Like all of her books, A Skinful of Shadows is an adventure. There’s a plucky heroine, plenty of ghastly enemies and best of all, murderous ghosts. But the story lacked the originality of her previous work and felt altogether more normal.

It is the English Civil War and the Puritans and Catholics are readying for battle. Young Makepeace lives with her mother in London where she is subjected to some strange tests. Every now and then, and without explanation, Makepeace is forced to spend the night locked in a haunted church where ghosts battle to penetrate her mind.

But there is an explanation. Makepeace has a gift (or perhaps a curse), passed down by her father’s aristocratic family, the Felmottes — she can host ghosts in her body. It’s a gift she needs to be able to control because when a person dies their ghost normally flings itself at anyone who can house it.

When misfortune strikes and Makepeace is forced to go and live with the Felmottes she starts to realise that far from fighting against this gift, the Felmottes are using it for a dastardly purpose. Small and insignificant, Makepeace is at risk of being sucked into the Felmotte’s scheme but she has a secret that gives her strength — Makepeace houses the ghost of a bear in her body.

The bear is the best bit about A Skinful of Shadows. It’s classic Hardinge and there’s something undeniably compelling about a young girl housing a bear in her brain and all the complications that causes. Though Makepeace and the bear forge a deep bond, he’s an unruly companion, prone to bouts of rage. As time moves on the two become inextricably linked so that that the bear’s outbursts reflect part of Makepeace’s own nature.

Readers who have grown used to Hardinge’s heroines will like Makepeace who is dynamic, brave and clever, although of all the girls Hardinge has dreamt up Makepeace is the least distinctive. She lacks the tortured soul of Triss in Cuckoo Song, or the endearing erraticness of Neverfell in A Face Like Glass. But, like them she is an underdog, oppressed by the society she lives in.

Power is an important theme in A Skinful of Shadows and is explored most effectively through Makepeace’s half-brother, James, her only ally at the Felmotte mansion. Though James despises the Felmottes and what they do he is also attracted to the power they wield and is tempted by the status they can provide. Hardinge perfectly captures the creepy, distorting nature of this temptation. She also offers a critique of inheritance and the way the aristocracy passes down wealth and superiority from generation to generation, cementing their power and position.
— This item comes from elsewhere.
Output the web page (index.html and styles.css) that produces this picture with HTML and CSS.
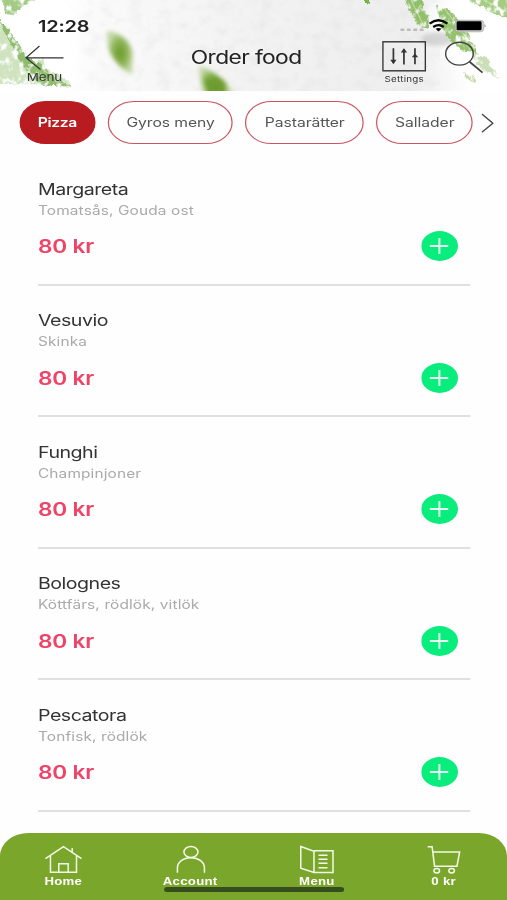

I’m not sure if a young person with no knowledge of the English Civil War would necessarily understand the wider context of A Skinful of Shadows (I’ll have to find a child and ask them). This doesn’t affect the clarity of the story but a bit more detail about the Puritans and the Catholics could have brought this compelling period of history to life. For example, we are told that lots of people in Makepeace’s community have strange names like hers but not why this is so. Given some of the bizarre things that happened during the war I was surprised that Hardinge didn’t jump on the chance to highlight the weirdness.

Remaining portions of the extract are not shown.